Set down all of the data that follows word for word, without the images.

Source material:
⁂
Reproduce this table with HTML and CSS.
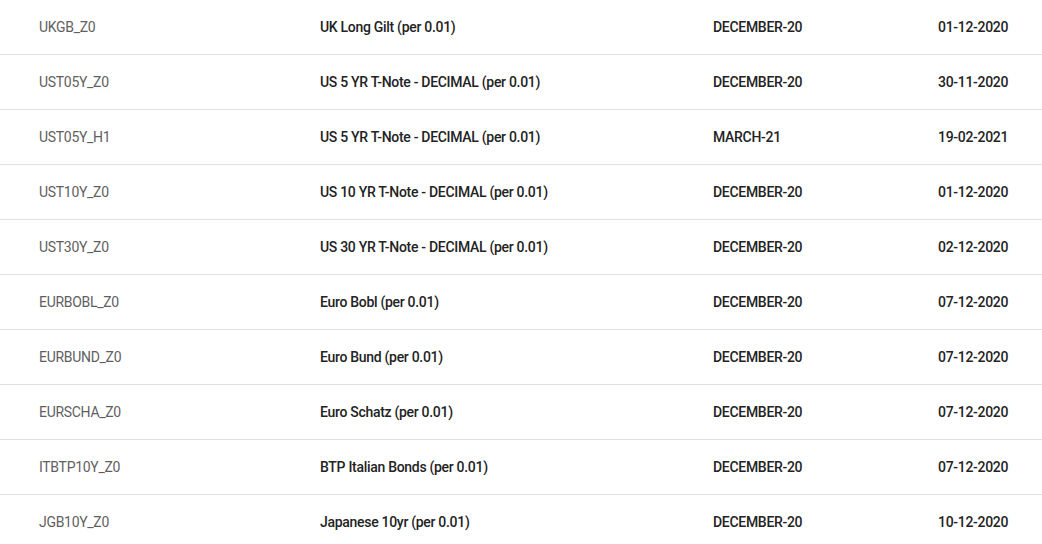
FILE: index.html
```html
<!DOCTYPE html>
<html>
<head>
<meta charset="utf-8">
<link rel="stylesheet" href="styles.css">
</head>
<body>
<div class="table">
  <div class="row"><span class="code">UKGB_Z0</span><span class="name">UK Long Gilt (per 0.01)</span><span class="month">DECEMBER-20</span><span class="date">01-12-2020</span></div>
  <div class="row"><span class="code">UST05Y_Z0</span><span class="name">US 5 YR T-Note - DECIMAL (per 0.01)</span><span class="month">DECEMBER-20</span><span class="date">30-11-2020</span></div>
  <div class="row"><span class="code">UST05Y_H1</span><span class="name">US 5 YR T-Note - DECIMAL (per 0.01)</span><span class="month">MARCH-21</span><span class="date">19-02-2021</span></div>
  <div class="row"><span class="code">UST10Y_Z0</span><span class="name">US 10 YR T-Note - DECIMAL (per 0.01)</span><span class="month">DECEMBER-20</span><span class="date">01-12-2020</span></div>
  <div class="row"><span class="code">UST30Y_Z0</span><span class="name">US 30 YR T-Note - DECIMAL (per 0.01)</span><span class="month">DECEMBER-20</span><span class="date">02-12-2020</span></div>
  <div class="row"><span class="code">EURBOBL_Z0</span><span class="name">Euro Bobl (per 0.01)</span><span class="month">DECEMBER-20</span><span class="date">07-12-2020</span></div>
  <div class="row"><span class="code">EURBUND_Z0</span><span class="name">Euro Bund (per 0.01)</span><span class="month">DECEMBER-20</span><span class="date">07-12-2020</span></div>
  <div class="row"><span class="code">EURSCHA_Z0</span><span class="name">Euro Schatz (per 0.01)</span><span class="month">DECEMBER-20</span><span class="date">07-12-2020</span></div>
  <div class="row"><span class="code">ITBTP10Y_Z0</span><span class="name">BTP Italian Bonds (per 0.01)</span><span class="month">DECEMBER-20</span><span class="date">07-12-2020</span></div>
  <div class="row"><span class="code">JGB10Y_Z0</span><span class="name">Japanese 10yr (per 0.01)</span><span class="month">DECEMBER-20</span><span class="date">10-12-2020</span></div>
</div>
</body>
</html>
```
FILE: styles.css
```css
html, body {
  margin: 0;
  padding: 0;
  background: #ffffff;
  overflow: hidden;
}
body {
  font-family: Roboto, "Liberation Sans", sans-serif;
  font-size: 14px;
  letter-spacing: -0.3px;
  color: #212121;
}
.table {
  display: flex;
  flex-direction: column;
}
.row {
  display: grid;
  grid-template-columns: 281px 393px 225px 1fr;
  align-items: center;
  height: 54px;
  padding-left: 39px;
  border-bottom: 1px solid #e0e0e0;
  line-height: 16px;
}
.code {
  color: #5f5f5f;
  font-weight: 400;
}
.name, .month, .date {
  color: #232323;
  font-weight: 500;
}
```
⁂
Complete response:
Reproduce this table with HTML and CSS.
FILE: index.html
```html
<!DOCTYPE html>
<html>
<head>
<meta charset="utf-8">
<link rel="stylesheet" href="styles.css">
</head>
<body>
<div class="table">
  <div class="row"><span class="code">UKGB_Z0</span><span class="name">UK Long Gilt (per 0.01)</span><span class="month">DECEMBER-20</span><span class="date">01-12-2020</span></div>
  <div class="row"><span class="code">UST05Y_Z0</span><span class="name">US 5 YR T-Note - DECIMAL (per 0.01)</span><span class="month">DECEMBER-20</span><span class="date">30-11-2020</span></div>
  <div class="row"><span class="code">UST05Y_H1</span><span class="name">US 5 YR T-Note - DECIMAL (per 0.01)</span><span class="month">MARCH-21</span><span class="date">19-02-2021</span></div>
  <div class="row"><span class="code">UST10Y_Z0</span><span class="name">US 10 YR T-Note - DECIMAL (per 0.01)</span><span class="month">DECEMBER-20</span><span class="date">01-12-2020</span></div>
  <div class="row"><span class="code">UST30Y_Z0</span><span class="name">US 30 YR T-Note - DECIMAL (per 0.01)</span><span class="month">DECEMBER-20</span><span class="date">02-12-2020</span></div>
  <div class="row"><span class="code">EURBOBL_Z0</span><span class="name">Euro Bobl (per 0.01)</span><span class="month">DECEMBER-20</span><span class="date">07-12-2020</span></div>
  <div class="row"><span class="code">EURBUND_Z0</span><span class="name">Euro Bund (per 0.01)</span><span class="month">DECEMBER-20</span><span class="date">07-12-2020</span></div>
  <div class="row"><span class="code">EURSCHA_Z0</span><span class="name">Euro Schatz (per 0.01)</span><span class="month">DECEMBER-20</span><span class="date">07-12-2020</span></div>
  <div class="row"><span class="code">ITBTP10Y_Z0</span><span class="name">BTP Italian Bonds (per 0.01)</span><span class="month">DECEMBER-20</span><span class="date">07-12-2020</span></div>
  <div class="row"><span class="code">JGB10Y_Z0</span><span class="name">Japanese 10yr (per 0.01)</span><span class="month">DECEMBER-20</span><span class="date">10-12-2020</span></div>
</div>
</body>
</html>
```
FILE: styles.css
```css
html, body {
  margin: 0;
  padding: 0;
  background: #ffffff;
  overflow: hidden;
}
body {
  font-family: Roboto, "Liberation Sans", sans-serif;
  font-size: 14px;
  letter-spacing: -0.3px;
  color: #212121;
}
.table {
  display: flex;
  flex-direction: column;
}
.row {
  display: grid;
  grid-template-columns: 281px 393px 225px 1fr;
  align-items: center;
  height: 54px;
  padding-left: 39px;
  border-bottom: 1px solid #e0e0e0;
  line-height: 16px;
}
.code {
  color: #5f5f5f;
  font-weight: 400;
}
.name, .month, .date {
  color: #232323;
  font-weight: 500;
}
```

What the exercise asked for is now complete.